Of course, we're still living together. It is a bit weird. We're being very nice and polite right now, but I'm afraid that will fall apart. I'm glad we have a futon, though, I can't imagine staying in the same bed for the next three months. Hopefully we can get out sooner than when the lease ends but if not, at least we can move the futon into the study or something.

I know this is what I've wanted for awhile. But for some reason, I'm still upset. It doesn't help that I'm facing down my 25th birthday. My mom got married when she was 25, and while we all know how well that worked out, I think it is going to be really hard to be single. And why can't I make a relationship last longer than three years? This is the third one that's died at about the three year mark. Maybe nobody can tolerate me for any longer than that.
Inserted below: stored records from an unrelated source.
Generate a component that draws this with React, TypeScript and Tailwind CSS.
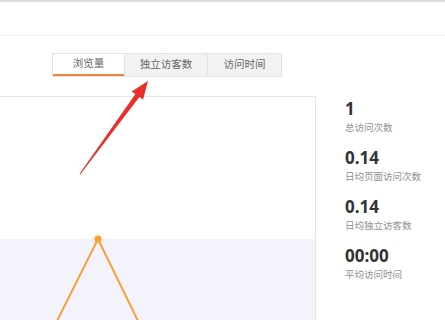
import React from "react";

const stats = [
  { v: "1", l: "总访问次数" },
  { v: "0.14", l: "日均页面访问次数" },
  { v: "0.14", l: "日均独立访客数" },
  { v: "00:00", l: "平均访问时间" },
];

export default function App() {
  return (
    <div
      className="relative w-[445px] h-[320px] overflow-hidden bg-white"
      style={{ fontFamily: '"Noto Sans", "Noto Sans CJK SC", sans-serif' }}
    >
      <div className="h-[36px] border-t-2 border-b border-t-[#dcdcdc] border-b-[#efefef]" />
      <div className="pt-[17px] pl-[52px] flex">
        <div className="flex h-[24px] border border-[#e3e3e3] text-[10.5px] text-[#666]">
          <div className="w-[71px] flex items-center justify-center bg-white border-b-2 border-b-[#f0843c]">
            浏览量
          </div>
          <div className="w-[83px] flex items-center justify-center bg-[#f2f2f2] border-l border-[#e3e3e3]">
            独立访客数
          </div>
          <div className="w-[74px] flex items-center justify-center bg-[#f2f2f2] border-l border-[#e3e3e3]">
            访问时间
          </div>
        </div>
      </div>
      <div className="mt-[19px] flex">
        <div className="relative ml-[-1px] w-[317px] h-[260px] border border-[#e6e6e6] flex flex-col">
          <div className="h-[142px] bg-white" />
          <div className="flex-1 bg-[#f3f3fc]" />
          <svg className="absolute left-0 top-0" width="317" height="260" viewBox="0 0 317 260">
            <circle cx="98" cy="142" r="7" fill="#f7a136" opacity="0.07" />
            <polyline
              points="55,228 98,142 140,228"
              fill="none"
              stroke="#f7a136"
              strokeWidth="2"
            />
            <circle cx="98" cy="142" r="3.5" fill="#f7a136" />
          </svg>
        </div>
        <div className="ml-[29px] pt-[3px] flex flex-col">
          {stats.map((s, i) => (
            <div key={i} className="mb-[13px]">
              <div
                className="text-[17px] leading-[20px] font-bold text-[#333]"
                style={{ fontFamily: '"Open Sans", "Noto Sans", sans-serif' }}
              >
                {s.v}
              </div>
              <div className="mt-[2px] text-[9.5px] leading-[14px] text-[#909090]">{s.l}</div>
            </div>
          ))}
        </div>
      </div>
      <svg className="absolute left-0 top-0 pointer-events-none" width="445" height="320" viewBox="0 0 445 320">
        <polygon
          points="148,81 143.1,99.6 139.4,97 80.4,174.3 79.6,173.7 135.4,94 131.7,91.4"
          fill="#ea2e2a"
        />
      </svg>
    </div>
  );
}
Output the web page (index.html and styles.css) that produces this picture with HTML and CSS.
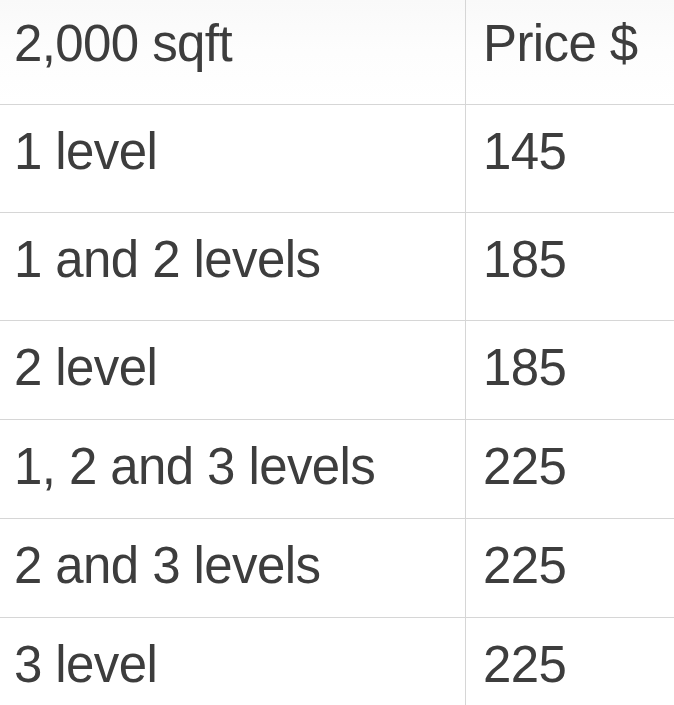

Anyway, at least I'm going out dancing tomorrow. I emailed Science Crush to invite him (can you say nonconfrontational?) but he hasn't gotten back to me yet. I'm so antsy. I feel like I'm in seventh grade - I just want to send a note: "Do you like me? Circle yes/no." This is the other reason breaking up sucks: I hate being single and I really suck at it. I've never been good at all the coyness you seem to need to date people. Ugh.